Langston Hughes

Gods - Analysis

Fear in front of handmade gods

Hughes’s central claim is blunt: people tremble before powers they have invented. The poem opens with a display of riches and solidity—ivory, ebony, diamond and jade—as if the gods’ value were self-evident. But that value quickly turns hollow when the gods are shown merely to sit silently on temple shelves, doing nothing while the people / Are afraid. The fear is real; the authority is staged.

The racial and material mask

The list of god-materials isn’t neutral. Ivory and ebony bring race into the room, while diamond and jade bring wealth and global luxury. Hughes suggests that what gets worshiped often looks like what societies already prize—whiteness, blackness, preciousness, rarity. In other words, these are gods shaped by human hierarchies. The shelves feel like a museum or a shop display as much as a sanctuary, hinting that devotion can be a kind of consumer awe: staring up at costly objects and calling that staring faith.

The poem’s turn: Yet and the release of the spell

The hinge word Yet breaks the trance. The poem repeats the opening catalogue almost exactly, but the repetition now sounds like an indictment rather than a litany. What looked like sacred variety becomes a single pattern of fabrication: only silly puppet gods. That phrase strips away grandeur—puppet implies strings, performance, and control, and silly refuses to grant the fear any dignity. The gods’ silence is reinterpreted: it isn’t mysterious calm; it’s the stillness of an object.

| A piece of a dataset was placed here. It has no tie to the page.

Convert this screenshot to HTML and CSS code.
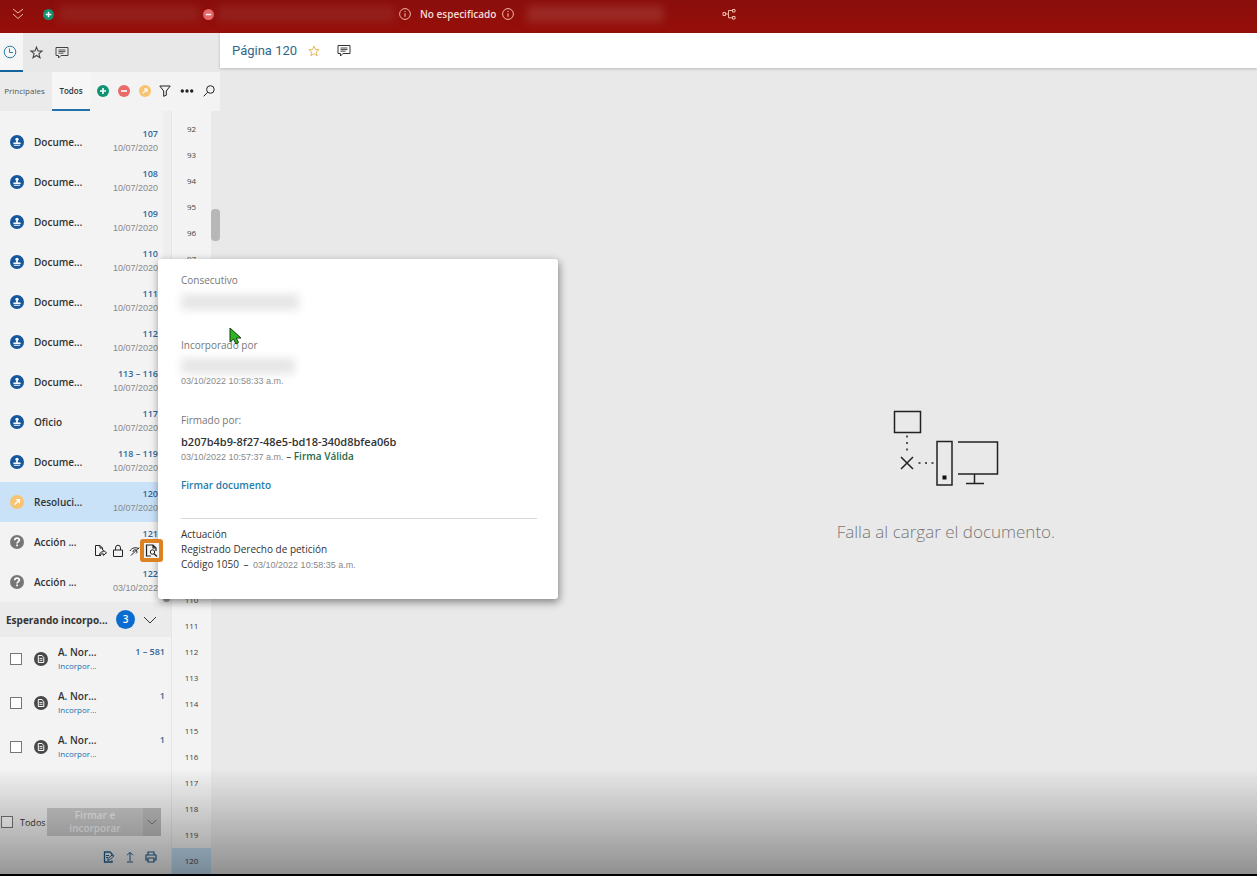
FILE: index.html
```html
<!DOCTYPE html>
<html lang="es">
<head>
    <meta charset="UTF-8">
    <meta name="viewport" content="width=device-width, initial-scale=1.0">
    <title>Expediente - Página 120</title>
    <link rel="stylesheet" href="styles.css">
</head>
<body>
    <!-- Iconos compartidos -->
    <svg class="icon-defs" aria-hidden="true">
        <symbol id="i-plus" viewBox="0 0 12 12"><circle cx="6" cy="6" r="6" fill="#0f9373"/><path d="M6 3v6M3 6h6" stroke="#fff" stroke-width="1.6"/></symbol>
        <symbol id="i-minus" viewBox="0 0 12 12"><circle cx="6" cy="6" r="6" fill="#ea6a6a"/><path d="M3 6h6" stroke="#fff" stroke-width="1.6"/></symbol>
        <symbol id="i-arrow" viewBox="0 0 12 12"><circle cx="6" cy="6" r="6" fill="#f8c471"/><path d="M3.8 8.3L7.6 4.4M5 4h3v3" fill="none" stroke="#fff" stroke-width="1.2"/></symbol>
        <symbol id="i-info" viewBox="0 0 12 12"><circle cx="6" cy="6" r="5.4" fill="none" stroke="currentColor"/><path d="M6 5.2v3.6M6 3v1.1" stroke="currentColor" stroke-width="1.1"/></symbol>
        <symbol id="i-star" viewBox="0 0 12 12"><path d="M6 1l1.4 3.5 3.7.2-2.9 2.4 1 3.7L6 8.7l-3.2 2.1 1-3.7L.9 4.7l3.7-.2z" fill="none" stroke="currentColor"/></symbol>
        <symbol id="i-comment" viewBox="0 0 14 13"><path d="M1 1.5h12v8H6L3.5 12V9.5H1z" fill="none" stroke="currentColor"/><path d="M3.5 4h7M3.5 5.6h7M3.5 7.2h5" stroke="currentColor" stroke-width=".9"/></symbol>
        <symbol id="i-stamp" viewBox="0 0 14 14"><circle cx="7" cy="7" r="7" fill="#14579c"/><circle cx="7" cy="4.3" r="1.6" fill="#fff"/><path d="M6.4 5h1.2l.3 2.4h2.7v1.5H3.4V7.4h2.7zM3.8 9.8h6.4v1H3.8z" fill="#fff"/></symbol>
        <symbol id="i-question" viewBox="0 0 14 14"><circle cx="7" cy="7" r="7" fill="#767676"/><path d="M4.7 5.3C4.8 3.9 5.700 3.200 7 3.200c1.300 0 2.300.7 2.300 1.900 0 1.500-2.200 1.700-2.200 3.300M7.100 9.500v1.700" fill="none" stroke="#fff" stroke-width="1.700"/></symbol>
        <symbol id="i-doc" viewBox="0 0 14 14"><circle cx="7" cy="7" r="7" fill="#484848"/><path d="M4.300 3.500h3.600l1.900 1.900v5.100H4.300z" fill="none" stroke="#fff"/><path d="M5.500 6.400h3M5.500 8.300h3" stroke="#fff" stroke-width=".9"/></symbol>
        <symbol id="i-down" viewBox="0 0 14 8"><path d="M1 1l6 6 6-6" fill="none" stroke="currentColor"/></symbol>
    </svg>

    <!-- Barra superior -->
    <header class="topbar">
        <button class="icon-btn" aria-label="Desplegar"><svg width="12" height="12" viewBox="0 0 12 12"><path d="M1 1l5 4 5-4M1 6l5 4.500L11 6" fill="none" stroke="currentColor"/></svg></button>
        <svg class="top-plus" width="11" height="11"><use href="#i-plus"/></svg>
        <span class="redacted redacted-name"></span>
        <svg width="11" height="11"><use href="#i-minus"/></svg>
        <span class="redacted redacted-party"></span>
        <svg width="12" height="12"><use href="#i-info"/></svg>
        <span class="top-text">No especificado</span>
        <svg width="12" height="12"><use href="#i-info"/></svg>
        <span class="redacted redacted-case"></span>
        <button class="icon-btn top-tree" aria-label="Relacionados"><svg width="14" height="12" viewBox="0 0 14 12"><path d="M1 4.500h2.500v3H1zM3.500 6h3M13 1.500H10.500v2.500H13zM13 8.500H10.500V11H13zM10.500 2.500H6.500v7.300h4" fill="none" stroke="currentColor"/></svg></button>
    </header>

    <div class="workspace">
        <!-- Panel lateral -->
        <aside class="sidebar">
            <nav class="tabs">
                <button class="tab active" aria-label="Historial"><svg width="14" height="14" viewBox="0 0 14 14"><circle cx="7" cy="7" r="5.800" fill="none" stroke="currentColor"/><path d="M6.500 3.500v4h3.500" fill="none" stroke="currentColor"/></svg></button>
                <button class="tab" aria-label="Favoritos"><svg width="13" height="13"><use href="#i-star"/></svg></button>
                <button class="tab" aria-label="Comentarios"><svg width="14" height="13"><use href="#i-comment"/></svg></button>
            </nav>
            <div class="filters">
                <button class="filter-tab">Principales</button>
                <button class="filter-tab active">Todos</button>
                <div class="filter-icons">
                    <button class="icon-btn" aria-label="Agregar"><svg width="12" height="12"><use href="#i-plus"/></svg></button>
                    <button class="icon-btn" aria-label="Quitar"><svg width="12" height="12"><use href="#i-minus"/></svg></button>
                    <button class="icon-btn" aria-label="Resoluciones"><svg width="12" height="12"><use href="#i-arrow"/></svg></button>
                    <button class="icon-btn" aria-label="Filtrar"><svg width="12" height="12" viewBox="0 0 12 12"><path d="M.8 1h10.400L7.300 6v4.200L4.700 11.300V6z" fill="none" stroke="currentColor"/></svg></button>
                    <button class="icon-btn" aria-label="Más"><svg width="14" height="12" viewBox="0 0 14 12" fill="currentColor"><circle cx="2.300" cy="6" r="1.700"/><circle cx="7" cy="6" r="1.700"/><circle cx="11.700" cy="6" r="1.700"/></svg></button>
                    <button class="icon-btn" aria-label="Buscar"><svg width="12" height="12" viewBox="0 0 12 12"><circle cx="7.400" cy="4.500" r="3.800" fill="none" stroke="currentColor"/><path d="M4.700 7.200L.7 11.300" stroke="currentColor"/></svg></button>
                </div>
            </div>

            <div class="panels">
                <div class="docs">
                    <div class="doc-area">
                        <ul class="doc-list"></ul>
                        <div class="list-scroll"><span class="scroll-end"></span></div>
                    </div>
                    <div class="pending-header">
                        <span class="pending-title">Esperando incorpo...</span>
                        <span class="badge">3</span>
                        <button class="icon-btn" aria-label="Contraer"><svg width="14" height="8"><use href="#i-down"/></svg></button>
                    </div>
                    <ul class="pending-list"></ul>
                    <div class="doc-footer">
                        <label class="check-all"><input type="checkbox" class="check"> Todos</label>
                        <button class="sign-btn" disabled>Firmar e incorporar</button>
                        <button class="sign-more" aria-label="Opciones" disabled><svg width="10" height="6"><use href="#i-down"/></svg></button>
                    </div>
                    <div class="doc-tools">
                        <button class="icon-btn" aria-label="Editar"><svg width="12" height="12" viewBox="0 0 12 12"><path d="M9 5V3L7 1H1.500v10H9V9.500" fill="none" stroke="currentColor" stroke-width="1.300"/><path d="M3 4.500h3M3 6.500h2M4.700 9.300l.5-2L9.700 3.500l1.300 1.400-4.400 3.900z" fill="none" stroke="currentColor"/></svg></button>
                        <button class="icon-btn" aria-label="Subir"><svg width="10" height="12" viewBox="0 0 10 12"><path d="M5 10V1.500M2 4.300l3-3 3 3M2 11h6" fill="none" stroke="currentColor"/></svg></button>
                        <button class="icon-btn" aria-label="Imprimir"><svg width="12" height="12" viewBox="0 0 12 12"><path d="M3 4V1h6v3M3 9H1V4h10v5H9M3 7h6v4H3z" fill="none" stroke="currentColor" stroke-width="1.200"/></svg></button>
                    </div>
                </div>
                <ol class="pages"></ol>
                <div class="page-scroll"><span class="scroll-thumb"></span></div>
            </div>
        </aside>

        <!-- Visor -->
        <main class="viewer">
            <div class="viewer-bar">
                <h1 class="viewer-title">Página 120</h1>
                <button class="icon-btn viewer-star" aria-label="Favorito"><svg width="12" height="12"><use href="#i-star"/></svg></button>
                <button class="icon-btn viewer-comment" aria-label="Comentar"><svg width="14" height="13"><use href="#i-comment"/></svg></button>
            </div>
            <div class="load-error">
                <svg width="106" height="76" viewBox="0 0 106 76" fill="none" stroke="#222" stroke-width="1.500">
                    <path d="M1.500 1.500h26v21h-26z"/>
                    <path d="M14 25.500v18M25.500 53h17" stroke-width="2" stroke-dasharray="2 4.500" stroke="#555"/>
                    <path d="M8 47l12 12M20 47L8 59"/>
                    <path d="M44 31.500h15V75H44z"/>
                    <path d="M49.500 65.500h4v4h-4z" fill="#111" stroke="none"/>
                    <path d="M65 32h39.500v32H65M81.500 64v9.500M73 73.500h18"/>
                </svg>
                <p class="load-text">Falla al cargar el documento.</p>
            </div>
        </main>
    </div>

    <!-- Detalle del documento -->
    <section class="detail">
        <p class="detail-label">Consecutivo</p>
        <div class="detail-redacted"></div>
        <p class="detail-label detail-added">Incorporado por</p>
        <div class="detail-redacted short"></div>
        <p class="detail-date">03/10/2022 10:58:33 a.m.</p>
        <p class="detail-label detail-signed">Firmado por:</p>
        <p class="detail-hash">b207b4b9-8f27-48e5-bd18-340d8bfea06b</p>
        <p class="detail-line"><span class="detail-date">03/10/2022 10:57:37 a.m.</span> – <strong class="valid">Firma Válida</strong></p>
        <a href="#" class="sign-link">Firmar documento</a>
        <div class="detail-action">
            <p>Actuación</p>
            <p>Registrado Derecho de petición</p>
            <p>Código 1050 <span class="dash">–</span> <span class="detail-date">03/10/2022 10:58:35 a.m.</span></p>
        </div>
    </section>

    <svg class="cursor" width="14" height="18" viewBox="0 0 14 18"><path d="M1 1v14l3.500-3 2.500 5 2.500-1.300L7.300 11H12z" fill="#2fb51f" stroke="#173c12"/></svg>
    <div class="shade"></div>

    <script>
        const docs = [
            { name: "Docume...", pages: "107", date: "10/07/2020", icon: "stamp" },
            { name: "Docume...", pages: "108", date: "10/07/2020", icon: "stamp" },
            { name: "Docume...", pages: "109", date: "10/07/2020", icon: "stamp" },
            { name: "Docume...", pages: "110", date: "10/07/2020", icon: "stamp" },
            { name: "Docume...", pages: "111", date: "10/07/2020", icon: "stamp" },
            { name: "Docume...", pages: "112", date: "10/07/2020", icon: "stamp" },
            { name: "Docume...", pages: "113 – 116", date: "10/07/2020", icon: "stamp" },
            { name: "Oficio", pages: "117", date: "10/07/2020", icon: "stamp" },
            { name: "Docume...", pages: "118 – 119", date: "10/07/2020", icon: "stamp" },
            { name: "Resoluci...", pages: "120", date: "10/07/2020", icon: "arrow", active: true },
            { name: "Acción ...", pages: "121", icon: "question" },
            { name: "Acción ...", pages: "122", date: "03/10/2022", icon: "question" }
        ];

        const rowActions = `
            <div class="row-actions">
                <button class="icon-btn" aria-label="Mover"><svg width="13" height="13" viewBox="0 0 13 13"><path d="M7 11.500H1.500v-10H6l2.500 2.500v2M6 1.500V4h2.500" fill="none" stroke="currentColor"/><path d="M5.500 11c.3-2.300 1.600-3.300 3.800-3.300V6.200l3.200 2.600-3.200 2.600V9.800c-1.800 0-2.800.2-3.800 1.200z" fill="none" stroke="currentColor"/></svg></button>
                <button class="icon-btn" aria-label="Bloquear"><svg width="12" height="14" viewBox="0 0 12 14"><path d="M1.500 6h9v6.500h-9zM3.500 6V4a2.500 2.800 0 0 1 5 0v2" fill="none" stroke="currentColor"/></svg></button>
                <button class="icon-btn" aria-label="Ocultar"><svg width="11" height="13" viewBox="0 0 11 13"><path d="M1 7c1.500-3 6-4.500 9-2M2 11.500l8-8M4 8a2 2 0 1 1 3 1.500" fill="none" stroke="currentColor"/></svg></button>
                <button class="icon-btn detail-btn" aria-label="Ver detalle"><svg width="13" height="13" viewBox="0 0 13 13"><path d="M6 12H1.500V1H8l3 3v3M8 1v3h3" fill="none" stroke="currentColor" stroke-width="1.200"/><circle cx="7.500" cy="8" r="2.200" fill="none" stroke="currentColor"/><path d="M9 9.700l3 2.800" stroke="currentColor" stroke-width="1.300"/></svg></button>
            </div>`;

        document.querySelector('.doc-list').innerHTML = docs.map(doc => `
            <li class="doc ${doc.active ? 'active' : ''}">
                <svg width="14" height="14"><use href="#i-${doc.icon}"/></svg>
                <span class="doc-name">${doc.name}</span>
                <span class="doc-meta">
                    <span class="doc-pages">${doc.pages}</span>
                    <span class="doc-date">${doc.date || '&nbsp;'}</span>
                </span>
                ${doc.date ? '' : rowActions}
            </li>`).join('');

        document.querySelector('.pending-list').innerHTML = ['1 – 581', '1', '1'].map(pages => `
            <li class="pending">
                <input type="checkbox" class="check" aria-label="A. Nor...">
                <svg width="14" height="14"><use href="#i-doc"/></svg>
                <span class="pending-text">
                    <span class="pending-name">A. Nor...</span>
                    <a href="#" class="pending-link">Incorpor...</a>
                </span>
                <span class="doc-pages">${pages}</span>
            </li>`).join('');

        const pages = document.querySelector('.pages');
        for (let n = 92; n <= 120; n++) {
            const li = document.createElement('li');
            li.textContent = n;
            if (n === 120) li.className = 'active';
            pages.appendChild(li);
        }
    </script>
</body>
</html>
```

FILE: styles.css
```css
* {
    margin: 0;
    padding: 0;
    box-sizing: border-box;
}

body {
    display: flex;
    flex-direction: column;
    height: 100vh;
    border-bottom: 2px solid #000;
    background-color: #e9e9e9;
    font-family: 'Open Sans', 'Noto Sans', sans-serif;
    font-size: 10px;
    color: #333;
    overflow: hidden;
}

button {
    background: none;
    border: none;
    font: inherit;
    color: inherit;
}

svg {
    display: block;
    flex-shrink: 0;
}

ul, ol {
    list-style: none;
}

a {
    text-decoration: none;
}

.icon-defs {
    position: absolute;
    width: 0;
    height: 0;
}

.icon-btn {
    display: flex;
    align-items: center;
    justify-content: center;
}

/* Barra superior */
.topbar {
    display: flex;
    align-items: center;
    height: 33px;
    padding: 0 12px 5px;
    background: linear-gradient(#890e0c, #980f09);
    color: #f3b9a8;
    flex-shrink: 0;
}

.top-plus {
    margin-left: 19px;
}

.top-text {
    width: 78px;
    margin: 0 4px 0 9px;
    font-weight: 600;
    color: #f8dcd6;
    white-space: nowrap;
}

.redacted {
    height: 16px;
    background-color: #9c2a26;
    filter: blur(4px);
}

.redacted-name {
    width: 140px;
    margin: 0 4px 0 5px;
    background-color: #94201c;
}

.redacted-party {
    width: 177px;
    margin: 0 4px;
    background-color: #94201c;
}

.redacted-case {
    width: 136px;
    margin-left: 13px;
}

.top-tree {
    margin-left: 59px;
}

.workspace {
    display: grid;
    grid-template-columns: 220px 1fr;
    flex: 1;
    min-height: 0;
}

/* Panel lateral */
.sidebar {
    display: flex;
    flex-direction: column;
    min-height: 0;
}

.tabs {
    display: flex;
    height: 39px;
    background-color: #e8e8e8;
}

.tab {
    display: flex;
    align-items: center;
    justify-content: center;
    width: 26px;
    color: #444;
}

.tab.active {
    width: 23px;
    padding-right: 3px;
    background-color: #f6f6f6;
    border-bottom: 2px solid #14639c;
    color: #2a80a8;
}

.filters {
    display: flex;
    height: 39px;
    background-color: #f3f3f3;
}

.filter-tab {
    width: 52px;
    padding-right: 3px;
    background-color: #ebebeb;
    border-bottom: 2px solid #ebebeb;
    font-size: 8px;
    color: #555;
    white-space: nowrap;
}

.filter-tab.active {
    width: 38px;
    padding: 0;
    background-color: #f6f6f6;
    border-bottom-color: #2271a8;
    font-weight: 600;
    color: #333;
}

.filter-icons {
    display: flex;
    flex: 1;
    align-items: center;
    justify-content: space-between;
    padding: 0 5px 2px 7px;
    color: #222;
}

.panels {
    display: flex;
    flex: 1;
    min-height: 0;
}

.docs {
    display: flex;
    flex-direction: column;
    width: 171px;
    background-color: #f3f3f3;
}

.doc-area {
    display: flex;
}

.doc-list {
    flex: 1;
    padding-top: 11px;
}

.doc {
    position: relative;
    display: flex;
    align-items: center;
    height: 40px;
    padding: 0 5px 0 10px;
}

.doc.active {
    background-color: #c9e2f7;
}

.doc-name {
    margin-left: 10px;
    font-weight: 600;
}

.doc-meta {
    display: flex;
    flex-direction: column;
    align-items: flex-end;
    margin-left: auto;
    padding-bottom: 2px;
    line-height: 14px;
}

.doc-pages {
    font-size: 9px;
    font-weight: 600;
    color: #2f679c;
}

.doc-date {
    font-family: 'Liberation Sans', Arial, sans-serif;
    font-size: 9px;
    color: #888;
}

.row-actions {
    position: absolute;
    right: 0;
    bottom: 0;
    z-index: 20;
    display: flex;
    align-items: center;
    gap: 5px;
    color: #222;
}

.detail-btn {
    width: 23px;
    height: 23px;
    margin-left: -5px;
    background-color: #f3f3f3;
    border: 4px solid #dc8225;
    border-radius: 3px;
}

.list-scroll {
    display: flex;
    align-items: flex-end;
    width: 8px;
    background-color: #eeeeee;
}

.scroll-end {
    width: 7px;
    height: 7px;
    border-radius: 50%;
    background-color: #999;
}

.pending-header {
    display: flex;
    align-items: center;
    height: 35px;
    padding-left: 6px;
    background-color: #ebebeb;
    flex-shrink: 0;
}

.pending-title {
    width: 104px;
    font-weight: 700;
    white-space: nowrap;
}

.badge {
    width: 19px;
    height: 19px;
    margin: 0 8px 0 6px;
    border-radius: 50%;
    background-color: #0b6cd0;
    color: #fff;
    font-weight: 600;
    line-height: 19px;
    text-align: center;
}

.pending {
    display: flex;
    align-items: center;
    height: 44px;
    padding: 0 6px 0 10px;
}

.check {
    appearance: none;
    width: 12px;
    height: 12px;
    border: 1px solid #777;
    background-color: #fff;
}

.pending svg {
    margin: 0 10px 0 12px;
}

.pending-text {
    display: flex;
    flex-direction: column;
    line-height: 14px;
}

.pending-name {
    font-weight: 600;
}

.pending-link {
    font-size: 8px;
    color: #236fa8;
}

.pending .doc-pages {
    align-self: flex-start;
    margin: 8px 0 0 auto;
}

.doc-footer {
    display: flex;
    align-items: center;
    margin-top: auto;
    padding: 0 10px 0 1px;
}

.check-all {
    display: flex;
    align-items: center;
    gap: 7px;
    width: 46px;
    font-size: 9px;
    white-space: nowrap;
}

.check-all .check {
    flex-shrink: 0;
}

.sign-btn {
    flex: 1;
    height: 28px;
    padding: 0 16px;
    background-color: #cbcbcb;
    font-weight: 600;
    line-height: 13px;
    color: #f0f0f0;
}

.sign-more {
    display: flex;
    align-items: center;
    justify-content: center;
    width: 18px;
    height: 28px;
    background-color: #bdbdbd;
    color: #555;
}

.doc-tools {
    display: flex;
    justify-content: flex-end;
    gap: 10px;
    padding: 15px 14px 11px 0;
    color: #21618f;
}

.pages {
    display: flex;
    flex-direction: column;
    width: 40px;
    padding-top: 4px;
    background-color: #f3f3f3;
    border-left: 1px solid #e6e6e6;
    font-size: 8px;
    color: #444;
}

.pages li {
    display: flex;
    flex: 1;
    align-items: center;
    justify-content: center;
}

.pages .active {
    background-color: #c3def3;
}

.page-scroll {
    width: 9px;
    padding-top: 98px;
}

.scroll-thumb {
    display: block;
    height: 32px;
    border-radius: 4px;
    background-color: #b7b7b7;
}

/* Visor */
.viewer {
    display: flex;
    flex-direction: column;
    min-width: 0;
}

.viewer-bar {
    display: flex;
    align-items: center;
    height: 35px;
    padding-left: 12px;
    background-color: #fff;
    box-shadow: 0 1px 3px rgba(0, 0, 0, 0.2);
}

.viewer-title {
    font-family: Roboto, sans-serif;
    font-size: 13px;
    font-weight: 400;
    color: #2f678c;
}

.viewer-star {
    margin: 0 17px 0 11px;
    color: #e6b65c;
}

.load-error {
    display: flex;
    flex-direction: column;
    align-items: center;
    gap: 34px;
    padding: 342px 0 0 40%;
}

.load-text {
    font-size: 17px;
    font-weight: 300;
    line-height: 24px;
    color: #777;
}

/* Detalle del documento */
.detail {
    position: absolute;
    top: 259px;
    left: 158px;
    z-index: 10;
    width: 400px;
    padding: 14px 21px 26px 23px;
    background-color: #fff;
    border-radius: 3px;
    box-shadow: 1px 3px 8px rgba(0, 0, 0, 0.45);
    line-height: 15px;
}

.detail-label {
    color: #777;
}

.detail-redacted {
    width: 118px;
    height: 16px;
    margin-top: 6px;
    background-color: #e6e6e6;
    filter: blur(4px);
}

.detail-redacted.short {
    width: 114px;
    margin-top: 5px;
}

.detail-added {
    margin-top: 28px;
}

.detail-date {
    font-family: 'Liberation Sans', Arial, sans-serif;
    font-size: 9px;
    color: #888;
}

.detail-signed {
    margin-top: 24px;
}

.detail-hash {
    margin-top: 6px;
    font-size: 11px;
    font-weight: 600;
}

.valid {
    font-weight: 600;
    color: #1f6b49;
}

.sign-link {
    display: block;
    margin-top: 13px;
    font-weight: 600;
    color: #277ca8;
}

.detail-action {
    margin-top: 25px;
    padding-top: 8px;
    border-top: 1px solid #d8d8d8;
    line-height: 15px;
    color: #333;
}

.dash {
    margin: 0 2px;
}

.cursor {
    position: absolute;
    top: 327px;
    left: 229px;
    z-index: 30;
}

/* Sombra inferior */
.shade {
    position: fixed;
    left: 0;
    right: 0;
    bottom: 2px;
    z-index: 40;
    height: 106px;
    background: linear-gradient(rgba(0, 0, 0, 0), rgba(0, 0, 0, 0.38));
    pointer-events: none;
}
```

A sharp contradiction: people as both victims and makers

The poem’s hardest tension is that the people are frightened, but also responsible. Hughes doesn’t say the gods were discovered or revealed; they are gods the people themselves / Have made. That line is liberating and accusing at once. It suggests fear is partly self-imposed—society manufactures idols, then kneels. The poem ends there, not with comfort, but with a demand: if the gods are puppets, who is holding the strings, and why do the makers keep acting like the made things rule them?